* start Data block *

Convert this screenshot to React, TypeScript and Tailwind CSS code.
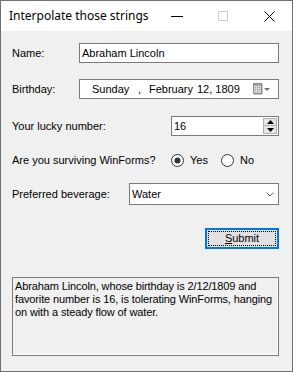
import React from "react";

const F = { fontFamily: '"Liberation Sans", Arial, sans-serif' };

function CalendarIcon() {
  return (
    <svg width="20" height="12" viewBox="0 0 20 12">
      <rect x="1.5" y="0.5" width="8" height="10" fill="#d8d8d8" stroke="#8a8a8a" />
      <rect x="2" y="1" width="7" height="2" fill="#a8a8a8" />
      <g fill="#9a9a9a">
        <rect x="3" y="4" width="1" height="1" />
        <rect x="5" y="4" width="1" height="1" />
        <rect x="7" y="4" width="1" height="1" />
        <rect x="3" y="6" width="1" height="1" />
        <rect x="5" y="6" width="1" height="1" />
        <rect x="7" y="6" width="1" height="1" />
        <rect x="3" y="8" width="1" height="1" />
        <rect x="5" y="8" width="1" height="1" />
        <rect x="7" y="8" width="1" height="1" />
      </g>
      <rect x="2" y="11" width="8" height="1" fill="#c8c8c8" />
      <rect x="10" y="1" width="1" height="10" fill="#c8c8c8" />
      <path d="M12 5 L18 5 L15 8 Z" fill="#4a78b0" />
    </svg>
  );
}

function Radio({ checked }: { checked: boolean }) {
  return (
    <svg width="13" height="13" viewBox="0 0 13 13">
      <circle cx="6.5" cy="6.5" r="6" fill="#fff" stroke="#333" strokeWidth="1" />
      {checked && <circle cx="6.5" cy="6.5" r="3" fill="#333" />}
    </svg>
  );
}

export default function App() {
  return (
    <div
      className="w-[293px] h-[372px] border border-[#707070] bg-[#f0f0f0] flex flex-col text-[11px] text-black overflow-hidden"
      style={F}
    >
      {/* Title bar */}
      <div className="h-[30px] bg-white flex items-center shrink-0">
        <div
          className="pl-[8px] text-[12px] text-[#000] flex-1 leading-none"
          style={{ fontFamily: '"Noto Sans", "Open Sans", sans-serif' }}
        >
          Interpolate those strings
        </div>
        <div className="w-[46px] h-[30px] flex items-center justify-center">
          <div className="w-[12px] h-[1px] bg-black" />
        </div>
        <div className="w-[46px] h-[30px] flex items-center justify-center">
          <div className="w-[10px] h-[10px] border border-[#cccccc]" />
        </div>
        <div className="w-[46px] h-[30px] flex items-center justify-center">
          <svg width="11" height="11" viewBox="0 0 11 11">
            <path d="M0.5 0.5 L10.5 10.5 M10.5 0.5 L0.5 10.5" stroke="#000" strokeWidth="1" />
          </svg>
        </div>
      </div>

      {/* Body */}
      <div className="flex flex-col pl-[11px] pr-[13px]">
        {/* Name */}
        <div className="mt-[12px] h-[20px] flex items-center">
          <div className="w-[67px]">Name:</div>
          <div className="w-[200px] h-[20px] bg-white border border-[#7a7a7a] flex items-center pl-[2px]">
            Abraham Lincoln
          </div>
        </div>

        {/* Birthday */}
        <div className="mt-[16px] h-[20px] flex items-center">
          <div className="w-[67px]">Birthday:</div>
          <div className="w-[200px] h-[20px] bg-white border border-[#7a7a7a] flex items-center relative">
            <span className="absolute left-[12px]">Sunday</span>
            <span className="absolute left-[58px]">,</span>
            <span className="absolute left-[69px]">February</span>
            <span className="absolute left-[117px]">12, 1809</span>
            <span className="absolute left-[172px] top-[3px]">
              <CalendarIcon />
            </span>
          </div>
        </div>

        {/* Lucky number */}
        <div className="mt-[17px] h-[20px] flex items-center">
          <div className="w-[159px]">Your lucky number:</div>
          <div className="w-[108px] h-[20px] bg-white border border-[#7a7a7a] flex items-center pl-[2px] relative">
            <span>16</span>
            <div className="absolute right-[1px] top-[1px] w-[14px] h-[16px] flex flex-col">
              <div className="h-[8px] bg-[#e6e6e6] border border-[#b0b0b0] flex items-center justify-center">
                <svg width="7" height="4" viewBox="0 0 7 4">
                  <path d="M3.5 0 L7 4 L0 4 Z" fill="#000" />
                </svg>
              </div>
              <div className="h-[8px] bg-[#e6e6e6] border border-[#b0b0b0] border-t-0 flex items-center justify-center">
                <svg width="7" height="4" viewBox="0 0 7 4">
                  <path d="M0 0 L7 0 L3.5 4 Z" fill="#000" />
                </svg>
              </div>
            </div>
          </div>
        </div>

        {/* Radio */}
        <div className="mt-[14px] h-[20px] flex items-center">
          <div className="w-[159px]">Are you surviving WinForms?</div>
          <div className="flex items-center">
            <Radio checked />
            <span className="ml-[6px]">Yes</span>
          </div>
          <div className="flex items-center ml-[13px]">
            <Radio checked={false} />
            <span className="ml-[6px]">No</span>
          </div>
        </div>

        {/* Combo */}
        <div className="mt-[13px] h-[22px] flex items-center">
          <div className="w-[117px]">Preferred beverage:</div>
          <div className="w-[150px] h-[22px] bg-white border border-[#7a7a7a] flex items-center pl-[2px] relative">
            <span>Water</span>
            <svg className="absolute right-[4px] top-[8px]" width="8" height="5" viewBox="0 0 8 5">
              <path d="M0.5 0.5 L4 4 L7.5 0.5" stroke="#606060" strokeWidth="1" fill="none" />
            </svg>
          </div>
        </div>

        {/* Submit */}
        <div className="mt-[23px] flex justify-end pr-0">
          <div className="w-[74px] h-[21px] bg-[#e1e1e1] border-2 border-[#0078d7] p-[1px]">
            <div className="w-full h-full border border-dotted border-black flex items-center justify-center">
              <span>
                <span className="underline">S</span>ubmit
              </span>
            </div>
          </div>
        </div>

        {/* Output */}
        <div className="mt-[28px] w-[267px] h-[79px] border border-[#7a7a7a] shadow-[inset_-1px_-1px_0_#ffffff] pl-[2px] pr-[1px] pt-[2px] leading-[13px] tracking-[-0.12px]">
          Abraham Lincoln, whose birthday is 2/12/1809 and favorite number is 16, is tolerating WinForms, hanging on with a steady flow of water.
        </div>
      </div>
    </div>
  );
}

* end Data block *

**Exercise:**
Transcribe the whole listing, character for character, but not its images.

**Solved problem:**
Convert this screenshot to React, TypeScript and Tailwind CSS code.
import React from "react";

const F = { fontFamily: '"Liberation Sans", Arial, sans-serif' };

function CalendarIcon() {
  return (
    <svg width="20" height="12" viewBox="0 0 20 12">
      <rect x="1.5" y="0.5" width="8" height="10" fill="#d8d8d8" stroke="#8a8a8a" />
      <rect x="2" y="1" width="7" height="2" fill="#a8a8a8" />
      <g fill="#9a9a9a">
        <rect x="3" y="4" width="1" height="1" />
        <rect x="5" y="4" width="1" height="1" />
        <rect x="7" y="4" width="1" height="1" />
        <rect x="3" y="6" width="1" height="1" />
        <rect x="5" y="6" width="1" height="1" />
        <rect x="7" y="6" width="1" height="1" />
        <rect x="3" y="8" width="1" height="1" />
        <rect x="5" y="8" width="1" height="1" />
        <rect x="7" y="8" width="1" height="1" />
      </g>
      <rect x="2" y="11" width="8" height="1" fill="#c8c8c8" />
      <rect x="10" y="1" width="1" height="10" fill="#c8c8c8" />
      <path d="M12 5 L18 5 L15 8 Z" fill="#4a78b0" />
    </svg>
  );
}

function Radio({ checked }: { checked: boolean }) {
  return (
    <svg width="13" height="13" viewBox="0 0 13 13">
      <circle cx="6.5" cy="6.5" r="6" fill="#fff" stroke="#333" strokeWidth="1" />
      {checked && <circle cx="6.5" cy="6.5" r="3" fill="#333" />}
    </svg>
  );
}

export default function App() {
  return (
    <div
      className="w-[293px] h-[372px] border border-[#707070] bg-[#f0f0f0] flex flex-col text-[11px] text-black overflow-hidden"
      style={F}
    >
      {/* Title bar */}
      <div className="h-[30px] bg-white flex items-center shrink-0">
        <div
          className="pl-[8px] text-[12px] text-[#000] flex-1 leading-none"
          style={{ fontFamily: '"Noto Sans", "Open Sans", sans-serif' }}
        >
          Interpolate those strings
        </div>
        <div className="w-[46px] h-[30px] flex items-center justify-center">
          <div className="w-[12px] h-[1px] bg-black" />
        </div>
        <div className="w-[46px] h-[30px] flex items-center justify-center">
          <div className="w-[10px] h-[10px] border border-[#cccccc]" />
        </div>
        <div className="w-[46px] h-[30px] flex items-center justify-center">
          <svg width="11" height="11" viewBox="0 0 11 11">
            <path d="M0.5 0.5 L10.5 10.5 M10.5 0.5 L0.5 10.5" stroke="#000" strokeWidth="1" />
          </svg>
        </div>
      </div>

      {/* Body */}
      <div className="flex flex-col pl-[11px] pr-[13px]">
        {/* Name */}
        <div className="mt-[12px] h-[20px] flex items-center">
          <div className="w-[67px]">Name:</div>
          <div className="w-[200px] h-[20px] bg-white border border-[#7a7a7a] flex items-center pl-[2px]">
            Abraham Lincoln
          </div>
        </div>

        {/* Birthday */}
        <div className="mt-[16px] h-[20px] flex items-center">
          <div className="w-[67px]">Birthday:</div>
          <div className="w-[200px] h-[20px] bg-white border border-[#7a7a7a] flex items-center relative">
            <span className="absolute left-[12px]">Sunday</span>
            <span className="absolute left-[58px]">,</span>
            <span className="absolute left-[69px]">February</span>
            <span className="absolute left-[117px]">12, 1809</span>
            <span className="absolute left-[172px] top-[3px]">
              <CalendarIcon />
            </span>
          </div>
        </div>

        {/* Lucky number */}
        <div className="mt-[17px] h-[20px] flex items-center">
          <div className="w-[159px]">Your lucky number:</div>
          <div className="w-[108px] h-[20px] bg-white border border-[#7a7a7a] flex items-center pl-[2px] relative">
            <span>16</span>
            <div className="absolute right-[1px] top-[1px] w-[14px] h-[16px] flex flex-col">
              <div className="h-[8px] bg-[#e6e6e6] border border-[#b0b0b0] flex items-center justify-center">
                <svg width="7" height="4" viewBox="0 0 7 4">
                  <path d="M3.5 0 L7 4 L0 4 Z" fill="#000" />
                </svg>
              </div>
              <div className="h-[8px] bg-[#e6e6e6] border border-[#b0b0b0] border-t-0 flex items-center justify-center">
                <svg width="7" height="4" viewBox="0 0 7 4">
                  <path d="M0 0 L7 0 L3.5 4 Z" fill="#000" />
                </svg>
              </div>
            </div>
          </div>
        </div>

        {/* Radio */}
        <div className="mt-[14px] h-[20px] flex items-center">
          <div className="w-[159px]">Are you surviving WinForms?</div>
          <div className="flex items-center">
            <Radio checked />
            <span className="ml-[6px]">Yes</span>
          </div>
          <div className="flex items-center ml-[13px]">
            <Radio checked={false} />
            <span className="ml-[6px]">No</span>
          </div>
        </div>

        {/* Combo */}
        <div className="mt-[13px] h-[22px] flex items-center">
          <div className="w-[117px]">Preferred beverage:</div>
          <div className="w-[150px] h-[22px] bg-white border border-[#7a7a7a] flex items-center pl-[2px] relative">
            <span>Water</span>
            <svg className="absolute right-[4px] top-[8px]" width="8" height="5" viewBox="0 0 8 5">
              <path d="M0.5 0.5 L4 4 L7.5 0.5" stroke="#606060" strokeWidth="1" fill="none" />
            </svg>
          </div>
        </div>

        {/* Submit */}
        <div className="mt-[23px] flex justify-end pr-0">
          <div className="w-[74px] h-[21px] bg-[#e1e1e1] border-2 border-[#0078d7] p-[1px]">
            <div className="w-full h-full border border-dotted border-black flex items-center justify-center">
              <span>
                <span className="underline">S</span>ubmit
              </span>
            </div>
          </div>
        </div>

        {/* Output */}
        <div className="mt-[28px] w-[267px] h-[79px] border border-[#7a7a7a] shadow-[inset_-1px_-1px_0_#ffffff] pl-[2px] pr-[1px] pt-[2px] leading-[13px] tracking-[-0.12px]">
          Abraham Lincoln, whose birthday is 2/12/1809 and favorite number is 16, is tolerating WinForms, hanging on with a steady flow of water.
        </div>
      </div>
    </div>
  );
}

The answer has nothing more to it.